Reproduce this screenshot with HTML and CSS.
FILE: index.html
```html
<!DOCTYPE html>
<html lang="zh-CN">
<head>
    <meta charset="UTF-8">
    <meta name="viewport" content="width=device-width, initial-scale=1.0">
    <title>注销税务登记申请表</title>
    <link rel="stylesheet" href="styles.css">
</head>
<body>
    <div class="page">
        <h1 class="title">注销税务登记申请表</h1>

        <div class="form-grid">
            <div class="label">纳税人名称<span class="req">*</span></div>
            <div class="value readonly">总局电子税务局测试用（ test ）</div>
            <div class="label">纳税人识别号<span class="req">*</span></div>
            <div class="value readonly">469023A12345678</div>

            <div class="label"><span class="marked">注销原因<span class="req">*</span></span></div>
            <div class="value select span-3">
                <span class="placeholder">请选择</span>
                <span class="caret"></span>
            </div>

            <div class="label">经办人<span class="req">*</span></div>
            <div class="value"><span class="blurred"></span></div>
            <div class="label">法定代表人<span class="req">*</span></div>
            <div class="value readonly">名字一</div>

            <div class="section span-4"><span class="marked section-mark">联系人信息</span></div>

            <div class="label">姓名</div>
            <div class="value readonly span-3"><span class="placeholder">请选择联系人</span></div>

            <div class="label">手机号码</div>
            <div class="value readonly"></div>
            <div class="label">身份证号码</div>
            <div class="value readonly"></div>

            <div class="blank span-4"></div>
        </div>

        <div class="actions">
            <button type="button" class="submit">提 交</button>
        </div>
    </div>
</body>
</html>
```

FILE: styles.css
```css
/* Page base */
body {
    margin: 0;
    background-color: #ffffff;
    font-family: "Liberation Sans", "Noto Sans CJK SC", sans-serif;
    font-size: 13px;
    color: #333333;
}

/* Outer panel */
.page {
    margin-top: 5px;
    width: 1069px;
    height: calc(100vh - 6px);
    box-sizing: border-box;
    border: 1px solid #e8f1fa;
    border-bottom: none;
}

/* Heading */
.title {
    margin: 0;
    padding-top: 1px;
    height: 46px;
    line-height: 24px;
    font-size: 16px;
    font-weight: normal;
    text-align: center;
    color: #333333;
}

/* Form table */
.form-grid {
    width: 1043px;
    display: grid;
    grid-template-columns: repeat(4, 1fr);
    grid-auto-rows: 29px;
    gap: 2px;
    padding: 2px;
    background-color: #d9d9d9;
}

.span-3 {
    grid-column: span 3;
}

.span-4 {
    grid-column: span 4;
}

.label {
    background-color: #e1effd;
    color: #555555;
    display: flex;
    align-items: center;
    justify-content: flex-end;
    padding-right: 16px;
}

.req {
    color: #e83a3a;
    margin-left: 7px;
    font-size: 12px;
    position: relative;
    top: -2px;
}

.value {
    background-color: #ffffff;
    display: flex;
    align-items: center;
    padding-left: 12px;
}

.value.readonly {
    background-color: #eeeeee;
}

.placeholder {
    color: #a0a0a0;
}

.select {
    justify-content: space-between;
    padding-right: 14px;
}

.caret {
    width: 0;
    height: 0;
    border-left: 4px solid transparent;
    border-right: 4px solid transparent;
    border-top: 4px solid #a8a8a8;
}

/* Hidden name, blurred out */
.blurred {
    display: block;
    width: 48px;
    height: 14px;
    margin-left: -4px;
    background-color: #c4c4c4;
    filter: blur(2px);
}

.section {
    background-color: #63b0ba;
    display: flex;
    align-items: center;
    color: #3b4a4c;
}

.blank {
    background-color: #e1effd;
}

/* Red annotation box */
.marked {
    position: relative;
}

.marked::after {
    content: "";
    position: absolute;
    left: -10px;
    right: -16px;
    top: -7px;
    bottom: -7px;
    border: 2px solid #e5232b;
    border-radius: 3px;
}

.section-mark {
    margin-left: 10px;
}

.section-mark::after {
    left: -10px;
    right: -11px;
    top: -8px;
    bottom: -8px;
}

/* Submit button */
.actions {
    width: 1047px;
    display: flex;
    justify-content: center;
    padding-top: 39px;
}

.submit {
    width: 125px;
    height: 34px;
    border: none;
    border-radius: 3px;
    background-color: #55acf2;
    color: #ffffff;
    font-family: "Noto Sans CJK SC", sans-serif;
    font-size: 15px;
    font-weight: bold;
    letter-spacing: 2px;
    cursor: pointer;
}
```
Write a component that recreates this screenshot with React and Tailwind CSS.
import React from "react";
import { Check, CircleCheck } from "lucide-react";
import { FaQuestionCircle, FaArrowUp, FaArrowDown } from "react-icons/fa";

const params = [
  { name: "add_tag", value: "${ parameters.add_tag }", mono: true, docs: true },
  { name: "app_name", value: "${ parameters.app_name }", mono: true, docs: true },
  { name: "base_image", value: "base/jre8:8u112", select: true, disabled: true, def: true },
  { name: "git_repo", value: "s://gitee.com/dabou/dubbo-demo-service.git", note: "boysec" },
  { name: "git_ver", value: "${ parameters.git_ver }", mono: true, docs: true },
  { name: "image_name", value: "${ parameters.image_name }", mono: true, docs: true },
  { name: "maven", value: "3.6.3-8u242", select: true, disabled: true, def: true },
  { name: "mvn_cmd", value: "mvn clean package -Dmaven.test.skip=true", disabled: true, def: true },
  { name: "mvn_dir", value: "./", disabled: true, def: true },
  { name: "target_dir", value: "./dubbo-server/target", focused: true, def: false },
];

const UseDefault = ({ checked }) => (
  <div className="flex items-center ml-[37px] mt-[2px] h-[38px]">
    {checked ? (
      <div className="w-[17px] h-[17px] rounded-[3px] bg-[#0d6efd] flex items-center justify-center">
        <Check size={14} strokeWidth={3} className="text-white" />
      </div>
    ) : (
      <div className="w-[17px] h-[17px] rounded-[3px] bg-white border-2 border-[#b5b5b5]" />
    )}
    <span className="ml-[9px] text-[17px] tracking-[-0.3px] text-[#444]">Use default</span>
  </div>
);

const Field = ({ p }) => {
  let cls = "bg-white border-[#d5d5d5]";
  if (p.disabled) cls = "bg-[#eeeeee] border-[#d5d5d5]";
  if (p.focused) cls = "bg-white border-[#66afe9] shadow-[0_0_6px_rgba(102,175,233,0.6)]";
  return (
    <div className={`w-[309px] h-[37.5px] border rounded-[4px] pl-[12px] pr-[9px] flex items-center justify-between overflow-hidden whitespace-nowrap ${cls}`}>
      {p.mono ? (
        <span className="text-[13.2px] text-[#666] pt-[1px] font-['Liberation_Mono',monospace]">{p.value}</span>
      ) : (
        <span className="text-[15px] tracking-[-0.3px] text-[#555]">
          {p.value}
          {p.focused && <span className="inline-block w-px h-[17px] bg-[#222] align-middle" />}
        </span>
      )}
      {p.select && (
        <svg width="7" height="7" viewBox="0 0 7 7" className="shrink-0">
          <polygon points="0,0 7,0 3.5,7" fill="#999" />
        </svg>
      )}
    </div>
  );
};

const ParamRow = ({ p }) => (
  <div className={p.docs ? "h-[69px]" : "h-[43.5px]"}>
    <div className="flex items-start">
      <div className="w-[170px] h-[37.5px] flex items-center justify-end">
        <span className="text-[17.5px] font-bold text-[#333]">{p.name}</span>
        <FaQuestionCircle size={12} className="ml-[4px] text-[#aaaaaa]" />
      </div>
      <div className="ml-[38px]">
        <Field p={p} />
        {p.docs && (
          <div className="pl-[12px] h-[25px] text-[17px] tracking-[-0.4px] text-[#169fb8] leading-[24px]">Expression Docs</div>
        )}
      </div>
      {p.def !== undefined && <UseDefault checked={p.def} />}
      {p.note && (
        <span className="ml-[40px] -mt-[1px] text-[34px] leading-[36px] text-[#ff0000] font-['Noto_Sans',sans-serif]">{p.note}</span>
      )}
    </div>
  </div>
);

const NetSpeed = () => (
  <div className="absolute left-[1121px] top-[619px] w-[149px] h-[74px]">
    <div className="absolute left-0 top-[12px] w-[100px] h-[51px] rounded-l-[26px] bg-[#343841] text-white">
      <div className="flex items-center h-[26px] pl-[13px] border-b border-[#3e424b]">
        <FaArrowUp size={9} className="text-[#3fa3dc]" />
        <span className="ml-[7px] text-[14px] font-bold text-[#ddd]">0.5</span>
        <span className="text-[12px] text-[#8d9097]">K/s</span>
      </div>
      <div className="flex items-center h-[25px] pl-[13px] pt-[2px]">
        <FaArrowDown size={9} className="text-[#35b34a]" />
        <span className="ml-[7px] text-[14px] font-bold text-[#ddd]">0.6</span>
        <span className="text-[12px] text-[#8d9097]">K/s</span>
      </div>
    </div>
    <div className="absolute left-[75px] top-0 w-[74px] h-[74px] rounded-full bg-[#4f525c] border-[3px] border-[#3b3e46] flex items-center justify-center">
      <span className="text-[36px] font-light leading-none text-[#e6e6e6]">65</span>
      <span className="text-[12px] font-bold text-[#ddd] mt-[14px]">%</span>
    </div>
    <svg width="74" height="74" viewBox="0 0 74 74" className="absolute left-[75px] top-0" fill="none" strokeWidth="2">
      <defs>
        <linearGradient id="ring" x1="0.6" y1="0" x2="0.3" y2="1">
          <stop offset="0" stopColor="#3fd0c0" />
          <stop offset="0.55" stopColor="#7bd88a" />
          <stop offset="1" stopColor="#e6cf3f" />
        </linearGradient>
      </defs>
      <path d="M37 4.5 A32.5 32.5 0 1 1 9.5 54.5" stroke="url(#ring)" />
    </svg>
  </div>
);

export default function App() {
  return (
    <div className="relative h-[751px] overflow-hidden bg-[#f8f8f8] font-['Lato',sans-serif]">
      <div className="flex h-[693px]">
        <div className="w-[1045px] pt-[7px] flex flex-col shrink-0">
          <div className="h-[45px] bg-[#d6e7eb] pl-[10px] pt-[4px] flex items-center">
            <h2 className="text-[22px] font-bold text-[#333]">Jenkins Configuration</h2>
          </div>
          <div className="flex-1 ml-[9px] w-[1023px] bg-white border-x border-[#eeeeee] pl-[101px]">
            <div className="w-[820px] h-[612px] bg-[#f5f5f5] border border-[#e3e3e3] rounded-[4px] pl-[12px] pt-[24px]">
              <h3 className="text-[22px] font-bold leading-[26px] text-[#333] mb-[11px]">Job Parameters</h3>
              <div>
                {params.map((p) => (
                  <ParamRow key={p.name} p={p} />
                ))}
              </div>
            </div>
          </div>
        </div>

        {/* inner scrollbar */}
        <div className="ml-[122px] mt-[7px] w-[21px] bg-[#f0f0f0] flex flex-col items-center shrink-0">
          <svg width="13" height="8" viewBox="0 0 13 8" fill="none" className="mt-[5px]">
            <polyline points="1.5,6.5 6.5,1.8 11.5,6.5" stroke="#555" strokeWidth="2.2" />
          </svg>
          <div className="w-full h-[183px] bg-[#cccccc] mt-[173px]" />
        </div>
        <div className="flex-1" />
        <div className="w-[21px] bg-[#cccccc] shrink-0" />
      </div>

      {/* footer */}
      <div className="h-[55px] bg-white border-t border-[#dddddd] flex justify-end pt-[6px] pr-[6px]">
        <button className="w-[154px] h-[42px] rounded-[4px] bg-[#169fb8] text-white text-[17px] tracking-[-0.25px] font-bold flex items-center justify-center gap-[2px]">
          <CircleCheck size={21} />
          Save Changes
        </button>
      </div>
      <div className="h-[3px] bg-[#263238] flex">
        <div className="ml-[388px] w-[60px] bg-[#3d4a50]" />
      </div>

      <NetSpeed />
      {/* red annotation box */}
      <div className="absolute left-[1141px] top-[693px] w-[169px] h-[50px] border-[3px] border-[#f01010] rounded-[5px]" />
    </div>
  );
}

The problem –
Search the data for the word "this" and copy each line where it appears.

Completed task –
Reproduce this screenshot with HTML and CSS.
Write a component that recreates this screenshot with React and Tailwind CSS.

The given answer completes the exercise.